Hayattaki her şeyin ama her şeyin en başında sağlık geldiğini daha iyi algıladığım bir süreç yaşadım. Çok şükür ki ben bunu zorlu süreçlerden geçerek de olsa deneyimleyerek hayatımda ağırladım. Bu durumu şükür ile kabul etmem belki ilginç karşılanabilir ama öğrendim ki insanoğlu yaşayarak öğrendiğinde o bilgi daha kalıcı ve anlamlı oluyor. Elbette öğrenmenin tek yolu yaşayarak öğrenmek değil ama bana uğramış olan bu durumu bir misafir olarak ağırlayıp süreci bu şekilde yürütmek karakterime daha uygun geldi. “Teslim ol”dum ancak aciz bir teslimiyet değil. Yeri geldi “hiç” oldum yeri geldi “bir” oldum.
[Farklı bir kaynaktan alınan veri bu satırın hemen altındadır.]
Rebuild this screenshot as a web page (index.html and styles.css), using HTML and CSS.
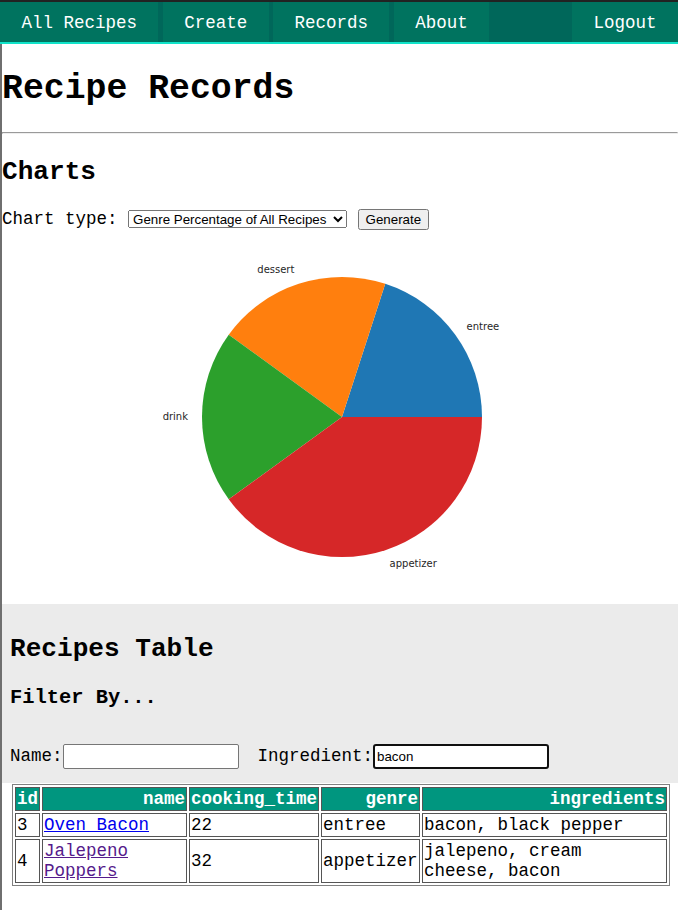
FILE: index.html
```html
<!DOCTYPE html>
<html lang="en">
<head>
<meta charset="utf-8">
<title>Recipe Records</title>
<link rel="stylesheet" href="styles.css">
</head>
<body>
<nav class="topnav">
  <a class="nav-item" href="#">All Recipes</a>
  <a class="nav-item" href="#">Create</a>
  <a class="nav-item" href="#">Records</a>
  <a class="nav-item" href="#">About</a>
  <span class="nav-spacer"></span>
  <a class="nav-item nav-last" href="#">Logout</a>
</nav>
<div class="page">
  <h1 class="page-title">Recipe Records</h1>
  <hr class="rule">
  <h2 class="section-title">Charts</h2>
  <form class="chart-form">Chart type: <select class="chart-select"><option>Genre Percentage of All Recipes</option></select> <button type="button" class="chart-btn">Generate</button></form>
  <svg class="chart" width="676" height="374" viewBox="0 0 676 374" xmlns="http://www.w3.org/2000/svg">
    <path d="M340,187 L480,187 A140,140 0 0,0 383.26,53.85 Z" fill="#1f77b4"/>
    <path d="M340,187 L383.26,53.85 A140,140 0 0,0 226.74,104.71 Z" fill="#ff7f0e"/>
    <path d="M340,187 L226.74,104.71 A140,140 0 0,0 226.74,269.29 Z" fill="#2ca02c"/>
    <path d="M340,187 L226.74,269.29 A140,140 0 0,0 480,187 Z" fill="#d62728"/>
    <text class="pie-label" x="464.6" y="96" text-anchor="start">entree</text>
    <text class="pie-label" x="292.4" y="39.5" text-anchor="end">dessert</text>
    <text class="pie-label" x="186" y="186.5" text-anchor="end">drink</text>
    <text class="pie-label" x="387.6" y="333" text-anchor="start">appetizer</text>
  </svg>
  <section class="table-section">
    <h2 class="section-title">Recipes Table</h2>
    <h3 class="filter-title">Filter By...</h3>
    <div class="filters"><label>Name:<input class="filter-input" type="text"></label><label class="filter-second">Ingredient:<input class="filter-input focused" type="text" value="bacon"></label></div>
  </section>
  <table class="recipes">
    <thead>
      <tr><th class="c-id">id</th><th class="c-name">name</th><th class="c-time">cooking_time</th><th class="c-genre">genre</th><th class="c-ingr">ingredients</th></tr>
    </thead>
    <tbody>
      <tr><td>3</td><td><a href="#" class="link">Oven Bacon</a></td><td>22</td><td>entree</td><td>bacon, black pepper</td></tr>
      <tr><td>4</td><td><a href="#" class="link visited">Jalepeno Poppers</a></td><td>32</td><td>appetizer</td><td>jalepeno, cream cheese, bacon</td></tr>
    </tbody>
  </table>
</div>
</body>
</html>
```
FILE: styles.css
```css
body {
  margin: 0;
  font-family: "Liberation Mono", "Courier New", monospace;
  font-size: 17.5px;
  color: #000;
  background: #fff;
}

.topnav {
  display: flex;
  height: 40px;
  background: #00675a;
  border-top: 2px solid #222;
  border-bottom: 2px solid #10e3c9;
}

.nav-item {
  display: flex;
  align-items: center;
  padding: 2px 21.4px 0;
  margin-right: 4.5px;
  background: #00735f;
  color: #fff;
  text-decoration: none;
}

.nav-spacer {
  flex: 1;
}

.nav-last {
  margin-right: 0;
}

.page {
  display: flow-root;
  border-left: 2px solid #6f6f6f;
  min-height: 866px;
}

.page-title {
  font-size: 34.8px;
  margin: 25px 0 24px;
}

.rule {
  margin: 0;
}

.section-title {
  font-size: 26.1px;
  margin: 22.5px 0 22px;
}

.chart-form {
  margin: 0;
}

.chart-select {
  font-family: "Liberation Sans", Arial, sans-serif;
  font-size: 13.33px;
  width: 219px;
  height: 18px;
}

.chart-btn {
  font-family: "Liberation Sans", Arial, sans-serif;
  font-size: 13.33px;
}

.chart {
  display: block;
}

.pie-label {
  font-family: "DejaVu Sans", sans-serif;
  font-size: 10px;
  fill: #262626;
  dominant-baseline: central;
}

.table-section {
  background: #ebebeb;
  padding: 9px 8px 14px;
}

.table-section .section-title {
  margin: 21.7px 0;
}

.filter-title {
  font-size: 20.4px;
  margin: 20.4px 0;
}

.filters {
  margin-top: 35px;
}

.filter-input {
  box-sizing: border-box;
  width: 176px;
  height: 25px;
  font-family: "Liberation Sans", Arial, sans-serif;
  font-size: 13.33px;
  border: 1px solid #767676;
  border-radius: 2px;
  padding: 1px 2px;
  background: #fff;
}

.filter-input.focused {
  border: 2px solid #101010;
  border-radius: 3px;
  outline: none;
}

.filter-second {
  margin-left: 19px;
}

.recipes {
  margin: 1px 0 0 10px;
  width: 658px;
  table-layout: fixed;
  border: 1px solid #808080;
  border-spacing: 2px;
}

.recipes th,
.recipes td {
  box-sizing: border-box;
  border: 1px solid #555;
  padding: 1px;
}

.recipes th {
  background: #00967f;
  color: #fff;
  text-align: right;
  font-weight: bold;
}

.recipes td {
  text-align: left;
  vertical-align: middle;
}

.c-id { width: 25px; }
.c-name { width: 145px; }
.c-time { width: 130px; }
.c-genre { width: 99px; }
.c-ingr { width: 245px; }

.link {
  color: #0000ee;
}

.link.visited {
  color: #551a8b;
}
```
Uzun bir süre arayış içinde olduktan sonra kendimi sezgisel olarak sanata ve üretmeye yönlendirerek muazzam bir yenilenme yaşadım. Zaman zaman zorlansam da pes etmedim; içimdeki inanç, istek ve azim sağlam durmamı sağladı. Ve her zaman hayallerime sarıldım. Ve iyileştim. İyileştikten sonra bazı şeylerin değerini daha iyi anladım. Şimdi ise çok iyiyim, bu sergi sayesinde bir hayalimi daha gerçekleştirmiş oldum: Hem yaşadığım süreci hem de süreç içerisinde ürettiklerimi diğer insanlarla paylaşma mutluluğuna eriştim. Uzunca bir yolculukta ortaya çıkan bu serüvendeki eserlerin hikayesiyle birlikte başkalarına da ilham verebileceğini idrak ettim. Biliyorum ki, bu serginin bütünü, sergide yer alan eserler ve iletmek istediğim tüm mesajlar bir şekilde birilerine ve belki de ihtiyacı olan birilerine ulaşıyor ve ulaşacak. Ve belki de “umut” olacak. Tıpkı bana olduğu gibi… Bu yüzden, sanatın hangi dalı olursa olsun ona sarılmak ve iyileştirici yönünü keşfetmek naçizane tavsiyelerimdendir. Sağlıklıyım, iyiyim ve bunu korumak için özen gösteriyorum. Her anlamda iyiyim, kendimin iyi versiyonlarını oluşturma konusunda da epey yol aldığıma inanıyorum. Yaşamdaki temel ilkem ise “İyi ol, iyileş, çünkü iyilik kazanacak”.